**** Supplied entries

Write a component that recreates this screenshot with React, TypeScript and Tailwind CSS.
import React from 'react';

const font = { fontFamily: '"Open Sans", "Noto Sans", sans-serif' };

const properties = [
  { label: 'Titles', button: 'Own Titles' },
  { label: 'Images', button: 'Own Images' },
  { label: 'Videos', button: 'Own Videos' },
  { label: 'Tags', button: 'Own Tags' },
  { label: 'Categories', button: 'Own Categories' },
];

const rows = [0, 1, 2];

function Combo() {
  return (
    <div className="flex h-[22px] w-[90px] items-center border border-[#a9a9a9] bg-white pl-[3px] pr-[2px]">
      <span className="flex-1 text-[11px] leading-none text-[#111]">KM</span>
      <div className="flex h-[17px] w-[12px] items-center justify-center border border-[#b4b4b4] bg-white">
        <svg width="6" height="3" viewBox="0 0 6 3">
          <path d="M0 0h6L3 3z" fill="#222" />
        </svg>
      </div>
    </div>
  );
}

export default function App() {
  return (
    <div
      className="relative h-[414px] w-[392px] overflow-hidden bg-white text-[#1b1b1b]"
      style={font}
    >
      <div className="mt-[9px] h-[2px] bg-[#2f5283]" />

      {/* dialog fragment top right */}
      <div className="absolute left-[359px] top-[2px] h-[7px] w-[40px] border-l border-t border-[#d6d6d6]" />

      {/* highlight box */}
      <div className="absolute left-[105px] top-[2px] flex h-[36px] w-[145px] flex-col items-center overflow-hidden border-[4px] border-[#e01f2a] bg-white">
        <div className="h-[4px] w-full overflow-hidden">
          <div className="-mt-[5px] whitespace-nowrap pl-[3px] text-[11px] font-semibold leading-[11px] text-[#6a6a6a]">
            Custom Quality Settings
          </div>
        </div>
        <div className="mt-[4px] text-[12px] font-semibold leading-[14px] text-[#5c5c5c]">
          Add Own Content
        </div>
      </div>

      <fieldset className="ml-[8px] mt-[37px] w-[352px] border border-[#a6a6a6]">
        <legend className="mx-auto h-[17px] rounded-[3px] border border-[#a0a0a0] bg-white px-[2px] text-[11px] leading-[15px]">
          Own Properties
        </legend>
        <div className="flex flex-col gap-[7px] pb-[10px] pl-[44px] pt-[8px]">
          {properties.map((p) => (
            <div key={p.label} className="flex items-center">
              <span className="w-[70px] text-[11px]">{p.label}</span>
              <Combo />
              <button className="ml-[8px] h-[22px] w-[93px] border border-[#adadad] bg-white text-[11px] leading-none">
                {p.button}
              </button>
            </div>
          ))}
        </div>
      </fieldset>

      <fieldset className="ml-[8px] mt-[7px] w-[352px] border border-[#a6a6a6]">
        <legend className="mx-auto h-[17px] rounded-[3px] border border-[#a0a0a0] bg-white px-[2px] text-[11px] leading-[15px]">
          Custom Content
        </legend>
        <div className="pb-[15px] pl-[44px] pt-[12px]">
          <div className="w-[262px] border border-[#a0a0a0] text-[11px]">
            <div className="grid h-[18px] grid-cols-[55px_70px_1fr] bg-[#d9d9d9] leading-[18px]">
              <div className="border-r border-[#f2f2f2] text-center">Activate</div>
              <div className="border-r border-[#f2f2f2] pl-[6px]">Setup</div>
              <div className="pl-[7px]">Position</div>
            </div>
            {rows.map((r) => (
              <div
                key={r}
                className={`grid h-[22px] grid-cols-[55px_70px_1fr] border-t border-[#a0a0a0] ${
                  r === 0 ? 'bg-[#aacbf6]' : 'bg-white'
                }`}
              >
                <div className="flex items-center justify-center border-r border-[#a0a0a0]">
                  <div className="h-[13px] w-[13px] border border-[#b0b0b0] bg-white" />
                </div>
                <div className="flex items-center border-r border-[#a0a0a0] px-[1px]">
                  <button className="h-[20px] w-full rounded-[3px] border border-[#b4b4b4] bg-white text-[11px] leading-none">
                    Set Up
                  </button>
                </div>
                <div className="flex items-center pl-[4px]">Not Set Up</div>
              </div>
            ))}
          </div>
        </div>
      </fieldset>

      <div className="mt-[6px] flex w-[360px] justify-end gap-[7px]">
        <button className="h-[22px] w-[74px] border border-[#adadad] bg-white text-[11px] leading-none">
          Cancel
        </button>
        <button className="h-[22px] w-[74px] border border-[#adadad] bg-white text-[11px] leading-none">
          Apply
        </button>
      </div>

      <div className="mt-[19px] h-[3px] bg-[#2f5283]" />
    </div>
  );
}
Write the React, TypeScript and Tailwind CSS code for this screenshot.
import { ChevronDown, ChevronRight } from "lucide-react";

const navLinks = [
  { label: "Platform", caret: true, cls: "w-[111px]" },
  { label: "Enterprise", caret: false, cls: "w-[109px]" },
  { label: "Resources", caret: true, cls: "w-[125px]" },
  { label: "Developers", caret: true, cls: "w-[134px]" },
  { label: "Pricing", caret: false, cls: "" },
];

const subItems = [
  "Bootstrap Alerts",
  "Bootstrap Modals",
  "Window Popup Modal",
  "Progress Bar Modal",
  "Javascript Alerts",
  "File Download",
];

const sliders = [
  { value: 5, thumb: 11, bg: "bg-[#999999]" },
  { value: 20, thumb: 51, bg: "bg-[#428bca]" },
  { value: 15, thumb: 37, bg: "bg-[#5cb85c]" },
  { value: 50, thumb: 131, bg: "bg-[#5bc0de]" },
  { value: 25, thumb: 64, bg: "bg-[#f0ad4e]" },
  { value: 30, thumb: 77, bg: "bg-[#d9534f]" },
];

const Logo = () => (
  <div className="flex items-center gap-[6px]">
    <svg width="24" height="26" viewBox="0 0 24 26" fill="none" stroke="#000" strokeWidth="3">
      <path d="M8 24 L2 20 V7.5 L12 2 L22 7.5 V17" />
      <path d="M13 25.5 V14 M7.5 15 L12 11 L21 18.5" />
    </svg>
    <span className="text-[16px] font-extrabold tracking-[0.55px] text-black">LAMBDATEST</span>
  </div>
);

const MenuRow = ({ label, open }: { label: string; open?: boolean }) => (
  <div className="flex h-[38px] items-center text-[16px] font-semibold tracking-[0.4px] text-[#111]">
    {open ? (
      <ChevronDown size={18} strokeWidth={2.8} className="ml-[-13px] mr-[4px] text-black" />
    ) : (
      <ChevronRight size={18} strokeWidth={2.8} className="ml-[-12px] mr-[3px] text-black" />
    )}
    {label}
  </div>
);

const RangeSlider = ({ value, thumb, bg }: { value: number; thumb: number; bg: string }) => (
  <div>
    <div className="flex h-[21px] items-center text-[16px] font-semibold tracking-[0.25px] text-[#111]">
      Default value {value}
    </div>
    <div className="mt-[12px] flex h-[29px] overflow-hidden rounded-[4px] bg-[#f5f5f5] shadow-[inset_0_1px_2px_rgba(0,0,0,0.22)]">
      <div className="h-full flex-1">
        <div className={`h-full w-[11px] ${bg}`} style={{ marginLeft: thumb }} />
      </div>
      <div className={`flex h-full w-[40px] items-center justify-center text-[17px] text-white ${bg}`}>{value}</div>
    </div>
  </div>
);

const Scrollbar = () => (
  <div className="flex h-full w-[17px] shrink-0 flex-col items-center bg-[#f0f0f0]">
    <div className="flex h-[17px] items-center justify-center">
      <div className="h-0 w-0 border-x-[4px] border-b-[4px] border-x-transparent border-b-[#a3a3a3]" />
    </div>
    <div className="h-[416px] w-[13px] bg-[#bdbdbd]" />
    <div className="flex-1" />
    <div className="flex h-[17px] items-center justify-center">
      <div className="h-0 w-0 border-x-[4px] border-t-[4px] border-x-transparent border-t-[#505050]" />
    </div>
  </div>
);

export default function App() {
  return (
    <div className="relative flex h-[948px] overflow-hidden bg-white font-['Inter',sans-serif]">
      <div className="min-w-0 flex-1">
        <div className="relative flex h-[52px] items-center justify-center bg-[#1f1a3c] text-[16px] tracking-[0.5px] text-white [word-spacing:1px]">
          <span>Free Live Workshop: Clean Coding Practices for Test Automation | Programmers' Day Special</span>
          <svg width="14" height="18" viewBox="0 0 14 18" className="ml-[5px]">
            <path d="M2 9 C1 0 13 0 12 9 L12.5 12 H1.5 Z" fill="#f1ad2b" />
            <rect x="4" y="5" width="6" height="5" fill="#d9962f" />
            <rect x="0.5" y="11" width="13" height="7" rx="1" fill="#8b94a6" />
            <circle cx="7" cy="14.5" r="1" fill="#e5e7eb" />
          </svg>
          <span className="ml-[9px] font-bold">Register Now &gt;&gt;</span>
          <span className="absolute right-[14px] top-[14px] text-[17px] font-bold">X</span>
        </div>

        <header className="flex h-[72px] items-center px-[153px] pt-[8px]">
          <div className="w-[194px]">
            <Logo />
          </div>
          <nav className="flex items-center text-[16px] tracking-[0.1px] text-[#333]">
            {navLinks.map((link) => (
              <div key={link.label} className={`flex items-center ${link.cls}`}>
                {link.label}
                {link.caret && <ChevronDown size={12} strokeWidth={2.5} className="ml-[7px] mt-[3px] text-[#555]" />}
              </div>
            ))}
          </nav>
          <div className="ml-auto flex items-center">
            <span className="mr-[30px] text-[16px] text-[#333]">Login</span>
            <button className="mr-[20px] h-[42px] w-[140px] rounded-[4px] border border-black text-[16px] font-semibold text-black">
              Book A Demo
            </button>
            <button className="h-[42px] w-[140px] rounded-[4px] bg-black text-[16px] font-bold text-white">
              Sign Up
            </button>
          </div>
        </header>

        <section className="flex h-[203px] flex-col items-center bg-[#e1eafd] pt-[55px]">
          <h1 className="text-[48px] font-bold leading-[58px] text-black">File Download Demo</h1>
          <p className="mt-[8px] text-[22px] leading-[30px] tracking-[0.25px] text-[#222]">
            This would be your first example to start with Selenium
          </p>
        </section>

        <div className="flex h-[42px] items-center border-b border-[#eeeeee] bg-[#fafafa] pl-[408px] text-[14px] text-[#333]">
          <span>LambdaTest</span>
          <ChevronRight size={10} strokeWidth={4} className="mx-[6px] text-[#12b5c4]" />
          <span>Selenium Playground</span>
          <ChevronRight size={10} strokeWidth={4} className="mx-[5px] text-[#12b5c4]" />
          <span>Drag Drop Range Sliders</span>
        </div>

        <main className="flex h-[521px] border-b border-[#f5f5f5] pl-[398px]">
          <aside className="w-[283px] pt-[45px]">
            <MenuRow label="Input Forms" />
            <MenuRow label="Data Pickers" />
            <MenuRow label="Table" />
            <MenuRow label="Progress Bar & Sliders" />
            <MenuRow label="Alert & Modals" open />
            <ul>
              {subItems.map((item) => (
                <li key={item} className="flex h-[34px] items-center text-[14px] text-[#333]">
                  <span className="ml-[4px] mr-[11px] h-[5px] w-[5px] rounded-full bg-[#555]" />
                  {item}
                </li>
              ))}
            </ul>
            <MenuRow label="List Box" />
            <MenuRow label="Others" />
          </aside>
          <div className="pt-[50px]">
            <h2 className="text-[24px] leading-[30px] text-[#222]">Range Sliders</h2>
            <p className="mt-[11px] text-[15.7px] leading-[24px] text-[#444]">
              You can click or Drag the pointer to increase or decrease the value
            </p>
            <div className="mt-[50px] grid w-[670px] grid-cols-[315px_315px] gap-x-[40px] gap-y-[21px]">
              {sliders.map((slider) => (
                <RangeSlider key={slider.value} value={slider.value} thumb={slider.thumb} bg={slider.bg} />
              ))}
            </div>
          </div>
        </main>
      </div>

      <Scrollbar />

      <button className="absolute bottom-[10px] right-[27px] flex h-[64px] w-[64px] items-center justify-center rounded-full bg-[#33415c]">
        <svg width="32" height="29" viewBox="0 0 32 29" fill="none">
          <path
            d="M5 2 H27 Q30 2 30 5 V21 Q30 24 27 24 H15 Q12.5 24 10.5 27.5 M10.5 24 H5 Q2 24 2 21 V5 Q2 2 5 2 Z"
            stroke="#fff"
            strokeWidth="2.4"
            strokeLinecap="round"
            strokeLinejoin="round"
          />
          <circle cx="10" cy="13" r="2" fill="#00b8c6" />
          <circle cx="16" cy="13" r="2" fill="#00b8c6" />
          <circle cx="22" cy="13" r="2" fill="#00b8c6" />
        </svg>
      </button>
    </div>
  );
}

********

### Work to complete:
What are the exact lines from the beginning of the material through the line containing "left-[359px] top-[2px] h-[7px]"? Write out those lines alone.

### Solution:
Write a component that recreates this screenshot with React, TypeScript and Tailwind CSS.
import React from 'react';

const font = { fontFamily: '"Open Sans", "Noto Sans", sans-serif' };

const properties = [
  { label: 'Titles', button: 'Own Titles' },
  { label: 'Images', button: 'Own Images' },
  { label: 'Videos', button: 'Own Videos' },
  { label: 'Tags', button: 'Own Tags' },
  { label: 'Categories', button: 'Own Categories' },
];

const rows = [0, 1, 2];

function Combo() {
  return (
    <div className="flex h-[22px] w-[90px] items-center border border-[#a9a9a9] bg-white pl-[3px] pr-[2px]">
      <span className="flex-1 text-[11px] leading-none text-[#111]">KM</span>
      <div className="flex h-[17px] w-[12px] items-center justify-center border border-[#b4b4b4] bg-white">
        <svg width="6" height="3" viewBox="0 0 6 3">
          <path d="M0 0h6L3 3z" fill="#222" />
        </svg>
      </div>
    </div>
  );
}

export default function App() {
  return (
    <div
      className="relative h-[414px] w-[392px] overflow-hidden bg-white text-[#1b1b1b]"
      style={font}
    >
      <div className="mt-[9px] h-[2px] bg-[#2f5283]" />

      {/* dialog fragment top right */}
      <div className="absolute left-[359px] top-[2px] h-[7px] w-[40px] border-l border-t border-[#d6d6d6]" />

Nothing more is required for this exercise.